Elsewhere the likes of Martina Navratilova, Ryan Giggs, Merlene Ottey, Graham Gooch, Irene Van Dyk and George Foreman have demonstrated what can be achieved with determination, intensive recovery, adaptation and guile.

Despite people growing older and living more actively for longer – notwithstanding Federal Treasurer Joe Hockey’s highly probable’ 150 year life expectancy call was a trifle optimistic – we marvel at Brad Hogg (43) and Dustin Fletcher (almost 40) as if they’re the eighth and ninth wonders of the world. Seriously, old-man-Fletch jokes are rivalling Christmas bon bon side-splitters for quantity (and quality).

Likewise Brent Harvey and Sam Soliman are as likely to be subjected to (mostly) friendly ridicule as being lauded as inspirations.   Meanwhile, a bad day at the office warrants being pitied like a wounded seagull.

Is it envy or an offshoot of the Aussie tall poppy syndrome that drives armchair experts, some of whom can barely bend over their gut to pick up a ball for junior, to write off our vets as readily as a dented Daihatsu?

Even all time cricketing greats Steve Waugh and Ricky Ponting faced mounting speculation that tended towards an irresistible force.

Better to be a quitter and bitter than tarnish a legacy by playing slightly shitter.

Thus the end is often pre-empted.  Now the considerably younger, albeit chronically hamstrung Michael Clarke is under pressure to acknowledge his imminent expiry date.  Add Tim Cahill to the list of careers that some would have on death row.
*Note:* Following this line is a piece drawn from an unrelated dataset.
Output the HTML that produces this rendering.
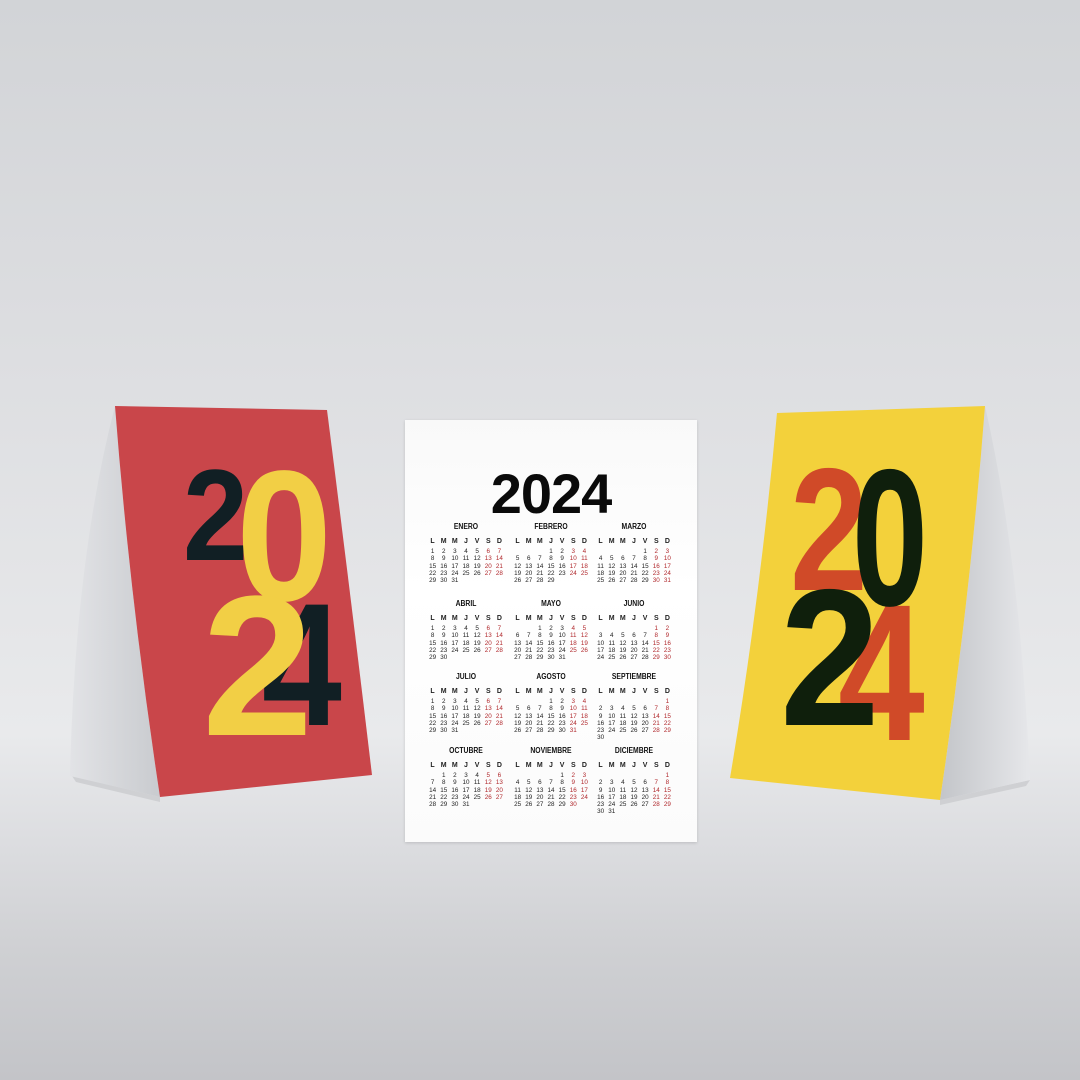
<!DOCTYPE html>
<html><head><meta charset="utf-8"><style>
html,body{margin:0;padding:0}
body{width:1080px;height:1080px;position:relative;overflow:hidden;
background:linear-gradient(180deg,#d2d4d7 0%,#dcdde0 30%,#e6e7e9 60%,#e9eaec 68%,#dcdde0 78%,#cfd0d3 88%,#c3c4c8 100%);
font-family:"Liberation Sans",sans-serif}
svg{position:absolute;left:0;top:0}
.cal{position:absolute;left:405px;top:420px;width:292px;height:422px;background:linear-gradient(180deg,#f9f9f9,#ffffff 40%,#fbfbfb);box-shadow:0 1px 3px rgba(0,0,0,.15)}
.yr{position:absolute;left:405px;top:464px;width:292px;text-align:center;font-weight:bold;font-size:56px;line-height:60px;color:#0a0a0a;letter-spacing:-1px}
.m{position:absolute;width:78px;font-size:6.3px;color:#222}
.m .n{height:10px;line-height:10px;text-align:center;font-weight:bold;font-size:8px;transform:scaleX(.85);color:#111}
.m .h{display:grid;grid-template-columns:repeat(7,1fr);margin-top:6px;line-height:8px;text-align:center;font-size:7px}
.m .g{display:grid;grid-template-columns:repeat(7,1fr);margin-top:2px;line-height:7.3px;text-align:center}
.m .g i{font-style:normal}
.m .g i:nth-child(7n+6),.m .g i:nth-child(7n){color:#b0282c}
</style></head><body>
<svg width="1080" height="1080" viewBox="0 0 1080 1080">
<defs>
<linearGradient id="ws" x1="0" x2="1"><stop offset="0" stop-color="#e2e3e6"/><stop offset="1" stop-color="#c9cbcf"/></linearGradient>
<linearGradient id="ws2" x1="0" x2="1"><stop offset="0" stop-color="#c3c5c9"/><stop offset="1" stop-color="#e6e7ea"/></linearGradient>
</defs>
<path d="M72,776 L160,797 L160,802 L76,782 Z" fill="#cfd0d3"/>
<path d="M115,406 Q75,560 70,776 L160,797 Q130,600 115,406 Z" fill="url(#ws)"/>
<path d="M115,406 L327,410 Q350,590 372,775 L160,797 Q130,600 115,406 Z" fill="#c9464a"/>
<g font-family="Liberation Sans" font-weight="bold">
<text transform="translate(183,560) scale(0.9,1)" font-size="130" fill="#111f24">2</text>
<text transform="translate(262,725) scale(0.82,1)" font-size="175" fill="#111f24">4</text>
<text transform="translate(236,600) scale(0.93,1)" font-size="186" fill="#f2cf45">0</text>
<text transform="translate(202,735)" font-size="200" fill="#f2cf45">2</text>
</g>
<path d="M940,800 L1030,780 L1026,786 L940,805 Z" fill="#cfd0d3"/>
<path d="M985,406 Q1020,560 1030,780 L940,800 Q970,600 985,406 Z" fill="url(#ws2)"/>
<path d="M777,413 L985,406 Q970,600 940,800 L730,778 Q760,600 777,413 Z" fill="#f3d13b"/>
<g font-family="Liberation Sans" font-weight="bold">
<text transform="translate(838,740) scale(0.8,1)" font-size="195" fill="#d04a28">4</text>
<text transform="translate(790,590) scale(0.8,1)" font-size="175" fill="#d04a28">2</text>
<text transform="translate(852,605) scale(0.7,1)" font-size="195" fill="#0f1f0c">0</text>
<text transform="translate(780,725) scale(0.92,1)" font-size="195" fill="#0f1f0c">2</text>
</g>
</svg>
<div class="cal"></div>
<div class="yr">2024</div>

<div class="m" style="left:427px;top:522px"><div class="n">ENERO</div><div class="h"><b>L</b><b>M</b><b>M</b><b>J</b><b>V</b><b>S</b><b>D</b></div><div class="g"><i>1</i><i>2</i><i>3</i><i>4</i><i>5</i><i>6</i><i>7</i><i>8</i><i>9</i><i>10</i><i>11</i><i>12</i><i>13</i><i>14</i><i>15</i><i>16</i><i>17</i><i>18</i><i>19</i><i>20</i><i>21</i><i>22</i><i>23</i><i>24</i><i>25</i><i>26</i><i>27</i><i>28</i><i>29</i><i>30</i><i>31</i></div></div>

<div class="m" style="left:512px;top:522px"><div class="n">FEBRERO</div><div class="h"><b>L</b><b>M</b><b>M</b><b>J</b><b>V</b><b>S</b><b>D</b></div><div class="g"><i></i><i></i><i></i><i>1</i><i>2</i><i>3</i><i>4</i><i>5</i><i>6</i><i>7</i><i>8</i><i>9</i><i>10</i><i>11</i><i>12</i><i>13</i><i>14</i><i>15</i><i>16</i><i>17</i><i>18</i><i>19</i><i>20</i><i>21</i><i>22</i><i>23</i><i>24</i><i>25</i><i>26</i><i>27</i><i>28</i><i>29</i></div></div>

<div class="m" style="left:595px;top:522px"><div class="n">MARZO</div><div class="h"><b>L</b><b>M</b><b>M</b><b>J</b><b>V</b><b>S</b><b>D</b></div><div class="g"><i></i><i></i><i></i><i></i><i>1</i><i>2</i><i>3</i><i>4</i><i>5</i><i>6</i><i>7</i><i>8</i><i>9</i><i>10</i><i>11</i><i>12</i><i>13</i><i>14</i><i>15</i><i>16</i><i>17</i><i>18</i><i>19</i><i>20</i><i>21</i><i>22</i><i>23</i><i>24</i><i>25</i><i>26</i><i>27</i><i>28</i><i>29</i><i>30</i><i>31</i></div></div>

<div class="m" style="left:427px;top:599px"><div class="n">ABRIL</div><div class="h"><b>L</b><b>M</b><b>M</b><b>J</b><b>V</b><b>S</b><b>D</b></div><div class="g"><i>1</i><i>2</i><i>3</i><i>4</i><i>5</i><i>6</i><i>7</i><i>8</i><i>9</i><i>10</i><i>11</i><i>12</i><i>13</i><i>14</i><i>15</i><i>16</i><i>17</i><i>18</i><i>19</i><i>20</i><i>21</i><i>22</i><i>23</i><i>24</i><i>25</i><i>26</i><i>27</i><i>28</i><i>29</i><i>30</i></div></div>

<div class="m" style="left:512px;top:599px"><div class="n">MAYO</div><div class="h"><b>L</b><b>M</b><b>M</b><b>J</b><b>V</b><b>S</b><b>D</b></div><div class="g"><i></i><i></i><i>1</i><i>2</i><i>3</i><i>4</i><i>5</i><i>6</i><i>7</i><i>8</i><i>9</i><i>10</i><i>11</i><i>12</i><i>13</i><i>14</i><i>15</i><i>16</i><i>17</i><i>18</i><i>19</i><i>20</i><i>21</i><i>22</i><i>23</i><i>24</i><i>25</i><i>26</i><i>27</i><i>28</i><i>29</i><i>30</i><i>31</i></div></div>

<div class="m" style="left:595px;top:599px"><div class="n">JUNIO</div><div class="h"><b>L</b><b>M</b><b>M</b><b>J</b><b>V</b><b>S</b><b>D</b></div><div class="g"><i></i><i></i><i></i><i></i><i></i><i>1</i><i>2</i><i>3</i><i>4</i><i>5</i><i>6</i><i>7</i><i>8</i><i>9</i><i>10</i><i>11</i><i>12</i><i>13</i><i>14</i><i>15</i><i>16</i><i>17</i><i>18</i><i>19</i><i>20</i><i>21</i><i>22</i><i>23</i><i>24</i><i>25</i><i>26</i><i>27</i><i>28</i><i>29</i><i>30</i></div></div>

<div class="m" style="left:427px;top:672px"><div class="n">JULIO</div><div class="h"><b>L</b><b>M</b><b>M</b><b>J</b><b>V</b><b>S</b><b>D</b></div><div class="g"><i>1</i><i>2</i><i>3</i><i>4</i><i>5</i><i>6</i><i>7</i><i>8</i><i>9</i><i>10</i><i>11</i><i>12</i><i>13</i><i>14</i><i>15</i><i>16</i><i>17</i><i>18</i><i>19</i><i>20</i><i>21</i><i>22</i><i>23</i><i>24</i><i>25</i><i>26</i><i>27</i><i>28</i><i>29</i><i>30</i><i>31</i></div></div>

<div class="m" style="left:512px;top:672px"><div class="n">AGOSTO</div><div class="h"><b>L</b><b>M</b><b>M</b><b>J</b><b>V</b><b>S</b><b>D</b></div><div class="g"><i></i><i></i><i></i><i>1</i><i>2</i><i>3</i><i>4</i><i>5</i><i>6</i><i>7</i><i>8</i><i>9</i><i>10</i><i>11</i><i>12</i><i>13</i><i>14</i><i>15</i><i>16</i><i>17</i><i>18</i><i>19</i><i>20</i><i>21</i><i>22</i><i>23</i><i>24</i><i>25</i><i>26</i><i>27</i><i>28</i><i>29</i><i>30</i><i>31</i></div></div>

<div class="m" style="left:595px;top:672px"><div class="n">SEPTIEMBRE</div><div class="h"><b>L</b><b>M</b><b>M</b><b>J</b><b>V</b><b>S</b><b>D</b></div><div class="g"><i></i><i></i><i></i><i></i><i></i><i></i><i>1</i><i>2</i><i>3</i><i>4</i><i>5</i><i>6</i><i>7</i><i>8</i><i>9</i><i>10</i><i>11</i><i>12</i><i>13</i><i>14</i><i>15</i><i>16</i><i>17</i><i>18</i><i>19</i><i>20</i><i>21</i><i>22</i><i>23</i><i>24</i><i>25</i><i>26</i><i>27</i><i>28</i><i>29</i><i>30</i></div></div>

<div class="m" style="left:427px;top:746px"><div class="n">OCTUBRE</div><div class="h"><b>L</b><b>M</b><b>M</b><b>J</b><b>V</b><b>S</b><b>D</b></div><div class="g"><i></i><i>1</i><i>2</i><i>3</i><i>4</i><i>5</i><i>6</i><i>7</i><i>8</i><i>9</i><i>10</i><i>11</i><i>12</i><i>13</i><i>14</i><i>15</i><i>16</i><i>17</i><i>18</i><i>19</i><i>20</i><i>21</i><i>22</i><i>23</i><i>24</i><i>25</i><i>26</i><i>27</i><i>28</i><i>29</i><i>30</i><i>31</i></div></div>

<div class="m" style="left:512px;top:746px"><div class="n">NOVIEMBRE</div><div class="h"><b>L</b><b>M</b><b>M</b><b>J</b><b>V</b><b>S</b><b>D</b></div><div class="g"><i></i><i></i><i></i><i></i><i>1</i><i>2</i><i>3</i><i>4</i><i>5</i><i>6</i><i>7</i><i>8</i><i>9</i><i>10</i><i>11</i><i>12</i><i>13</i><i>14</i><i>15</i><i>16</i><i>17</i><i>18</i><i>19</i><i>20</i><i>21</i><i>22</i><i>23</i><i>24</i><i>25</i><i>26</i><i>27</i><i>28</i><i>29</i><i>30</i></div></div>

<div class="m" style="left:595px;top:746px"><div class="n">DICIEMBRE</div><div class="h"><b>L</b><b>M</b><b>M</b><b>J</b><b>V</b><b>S</b><b>D</b></div><div class="g"><i></i><i></i><i></i><i></i><i></i><i></i><i>1</i><i>2</i><i>3</i><i>4</i><i>5</i><i>6</i><i>7</i><i>8</i><i>9</i><i>10</i><i>11</i><i>12</i><i>13</i><i>14</i><i>15</i><i>16</i><i>17</i><i>18</i><i>19</i><i>20</i><i>21</i><i>22</i><i>23</i><i>24</i><i>25</i><i>26</i><i>27</i><i>28</i><i>29</i><i>30</i><i>31</i></div></div>
</body></html>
Of course beyond the modern physical and mental stresses, competition for spots and forensic list management has intensified.  Though one might argue the financial carrot to hang on is just as compelling (particularly in the US given a notable Sports Illustrated piece which found that two years out from retirement, 78% of NFL players were bankrupt, while five years out from retirement, 60% of NBA players were bankrupt).
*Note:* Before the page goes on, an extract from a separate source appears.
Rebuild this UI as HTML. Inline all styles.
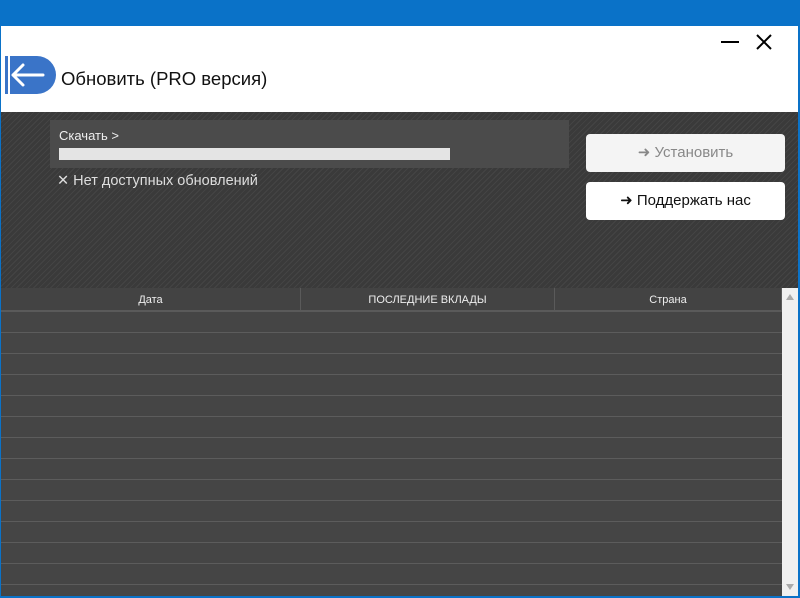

On a positive note, at the equally important grass roots, there is substantial growth in over-age participation.  Super Rules (AFL) in Melbourne is thriving and for rugby retirees there is the ever popular Touch footy. Cricket has a fast growing base of 40 year-old-plus players returning to the game realising they’re a helluva long time retired.  Even Over 60s and Over 70s competitions are emerging.

Perhaps if we weren’t so ageist or age obsessed as a society our top level athletes would also feel more inclined to have a longer crack before hitting that infinite, dark wall.

About Jeff Dowsing

Washed up former Inside Sport and Sunday Age Sport freelancer. Now just giving my stuff away to good homes. Not to worry, still have my health and day job. Published & unpublished works fester on my blog Write Line Fever.
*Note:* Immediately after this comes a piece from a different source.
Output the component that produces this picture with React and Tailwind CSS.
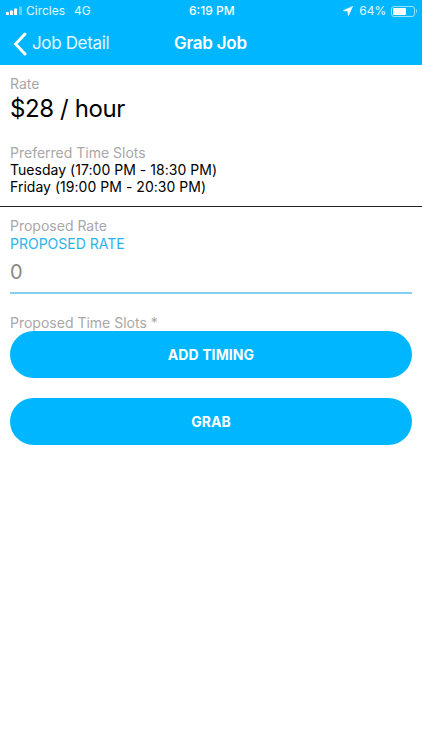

  1. You raise an interesting question JD, but to me it feels like you created a straw man to knock him down.
    If there is much difference between Oz and the US it is down to the different physical demands of their major sports, and maybe to some extent their much greater physical rewards for playing longer.
    AFL is full time intensity for everyone on the field. A gridiron quarterback like Peyton Manning has to be big and agile with a strong arm. They cop occasional intense collisions from sacks which cause injuries, but there is none of the continuous action of AFL. Same for their kickers and punters who do something intense as often as Hayleys Comet comes around.
    Baseball games last as long as a T20 cricket game, so while there is daily action it is not as intense. Pitchers like Nolan Ryan and Roger Clemons (steroids) have longevity and have to preserve their arms, but there is none of the pressure on backs and knees as our fast bowlers have. There is no run up to generate pace for baseball pitchers. Baseball is largely played at night under lights for 3 hours, with players often in the dugout when they bat. Cricketers are in the blazing summer heat for 6 hours for several days running.
    Brad Hogg is a classic knuckleballer like Phil Niekro or Tommy John. Long may he thrive and bamboozle. He should be in our World Cup side. Maybe its the selectors that are ageist.

  2. You make a valid point Peter with your apples & oranges contention. Some US sports are short & sharp in their nature which is conducive to longevity. It might also be worth noting baseball is a 162 game season which must be physically & mentally draining (factoring in travel & training). There’s also been a number of NBA players who’ve thrived until 40-ish (80 game seasons). Of course physical capability ultimately trumps everything however I do believe athletes here are pressured into retiring earlier and it has manifested itself into a congenital willingness to accept the notion you’re cooked at 3x.

    One positive of T20 imo is that it has enabled veterans like Hodge & Hussey to stick around a bit longer. Though I wonder if players who still have something to offer in Shield ranks are incentivised to pull up stumps earlier for T20 riches.

  3. Phillip Dimitriadis says

    Nice piece JD,
    If they are playing to the level required in any sport, age shouldn’t matter. It will be interesting to see how the PIES use Swannie this year. 31 in May.

  4. Swan is a perfect example of what I’m talking about PD – has one ordinary injury plagued season at 30 and it’s assumed he’s on the downhill slope.

    Swan’s best value is in the guts but if the likes of Freeman, Greenwood & Adams deliver and enable him to spend time up forward then it may be what’s best for the team.

    You can’t buy experience and given the Pies’ young list Swan having a good year is crucial.